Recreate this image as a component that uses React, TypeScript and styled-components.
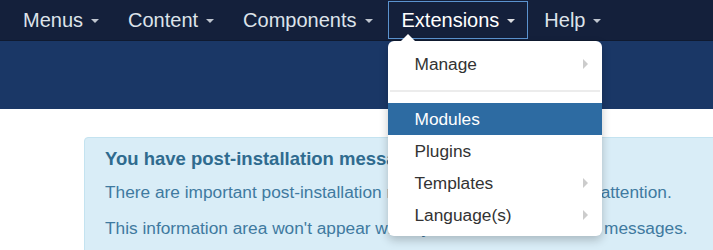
import React from "react";
import styled, { createGlobalStyle } from "styled-components";

const GlobalStyle = createGlobalStyle`
  html, body {
    margin: 0;
    padding: 0;
    background: #ffffff;
    overflow: hidden;
    font-family: "Liberation Sans", Arial, sans-serif;
  }
  * { box-sizing: border-box; }
`;

const Page = styled.div`
  width: 713px;
  height: 250px;
  overflow: hidden;
  position: relative;
`;

const NavBar = styled.nav`
  height: 41px;
  background: #14203b;
  border-bottom: 1px solid #0f1a30;
  display: flex;
  align-items: flex-start;
  gap: 2px;
  padding-left: 9px;
`;

const NavItem = styled.div<{ $active?: boolean }>`
  position: relative;
  display: flex;
  align-items: center;
  padding: 0 12px 0 13px;
  margin-top: 1px;
  height: 38px;
  font-size: 20px;
  color: ${(p) => (p.$active ? "#ffffff" : "#dde3ea")};
  border: 1px solid ${(p) => (p.$active ? "#5b93cf" : "transparent")};
`;

const Caret = styled.span`
  display: inline-block;
  width: 0;
  height: 0;
  margin-left: 8px;
  margin-top: 2px;
  border-left: 4.5px solid transparent;
  border-right: 4.5px solid transparent;
  border-top: 4.5px solid currentColor;
  opacity: 0.85;
`;

const Band = styled.div`
  height: 68px;
  background: #1a3766;
`;

const Content = styled.div`
  padding: 28px 0 0 84px;
`;

const Alert = styled.div`
  width: 700px;
  height: 140px;
  background: #d9edf7;
  border: 1px solid #c4e3f0;
  border-radius: 4px;
  padding: 10px 20px;
  color: #3f7aa0;
`;

const AlertTitle = styled.h4`
  margin: 0 0 11px;
  font-size: 18.5px;
  font-weight: bold;
  color: #2f6b8f;
  line-height: 22px;
`;

const AlertText = styled.p`
  margin: 0 0 14px;
  font-size: 17.3px;
  line-height: 22px;
  white-space: nowrap;
`;

const Dropdown = styled.div`
  position: absolute;
  top: 39px;
  left: -1px;
  width: 214px;
  background: #ffffff;
  border-radius: 6px;
  box-shadow: 0 4px 10px rgba(0, 0, 0, 0.22);
  padding: 7px 0 5px;
  z-index: 10;

  &::before {
    content: "";
    position: absolute;
    top: -7px;
    left: 13px;
    border-left: 7px solid transparent;
    border-right: 7px solid transparent;
    border-bottom: 7px solid #ffffff;
  }
`;

const MenuItem = styled.div<{ $active?: boolean }>`
  height: 32px;
  display: flex;
  align-items: center;
  justify-content: space-between;
  padding: 0 14px 0 27px;
  font-size: 17.3px;
  color: ${(p) => (p.$active ? "#ffffff" : "#333333")};
  background: ${(p) => (p.$active ? "#2d6ba2" : "transparent")};
`;

const SubArrow = styled.span`
  width: 0;
  height: 0;
  border-top: 5px solid transparent;
  border-bottom: 5px solid transparent;
  border-left: 5px solid #cccccc;
`;

const Divider = styled.div`
  height: 2px;
  margin: 10px 2px 11px;
  background: #ececec;
`;

const navItems = ["Menus", "Content", "Components", "Extensions", "Help"];

export default function App() {
  return (
    <>
      <GlobalStyle />
      <Page>
        <NavBar>
          {navItems.map((label) => (
            <NavItem key={label} $active={label === "Extensions"}>
              {label}
              <Caret />
              {label === "Extensions" && (
                <Dropdown>
                  <MenuItem>
                    Manage
                    <SubArrow />
                  </MenuItem>
                  <Divider />
                  <MenuItem $active>Modules</MenuItem>
                  <MenuItem>Plugins</MenuItem>
                  <MenuItem>
                    Templates
                    <SubArrow />
                  </MenuItem>
                  <MenuItem>
                    Language(s)
                    <SubArrow />
                  </MenuItem>
                </Dropdown>
              )}
            </NavItem>
          ))}
        </NavBar>
        <Band />
        <Content>
          <Alert>
            <AlertTitle>You have post-installation messages</AlertTitle>
            <AlertText>
              There are important post-installation messages that require your attention.
            </AlertText>
            <AlertText>
              This information area won't appear when you have hidden all the messages.
            </AlertText>
          </Alert>
        </Content>
      </Page>
    </>
  );
}
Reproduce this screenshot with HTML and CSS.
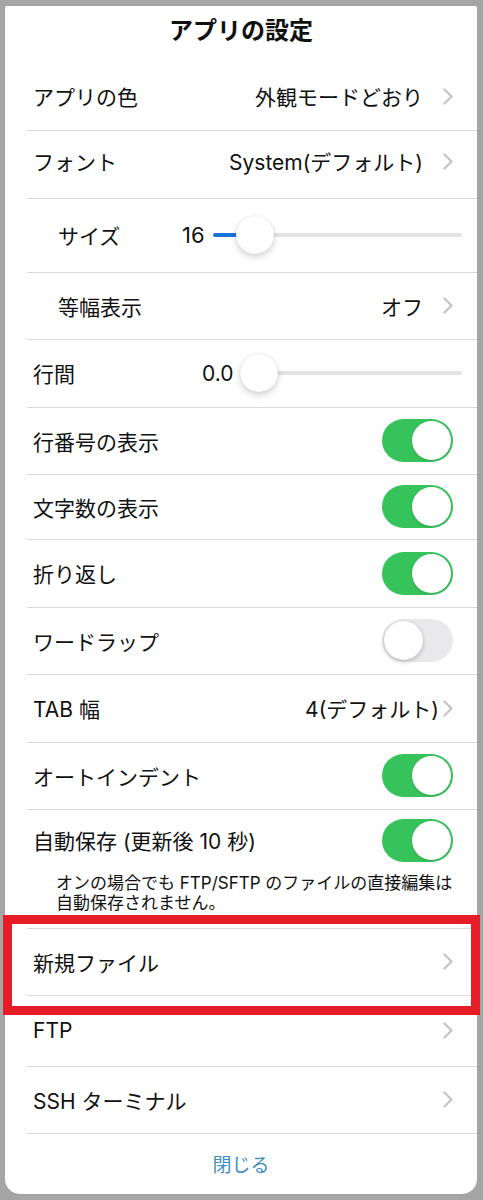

> **Stated problem**:
The word "that" may appear on some lines of these records; state how many such lines there are, and nothing else.

> **Task output**:
2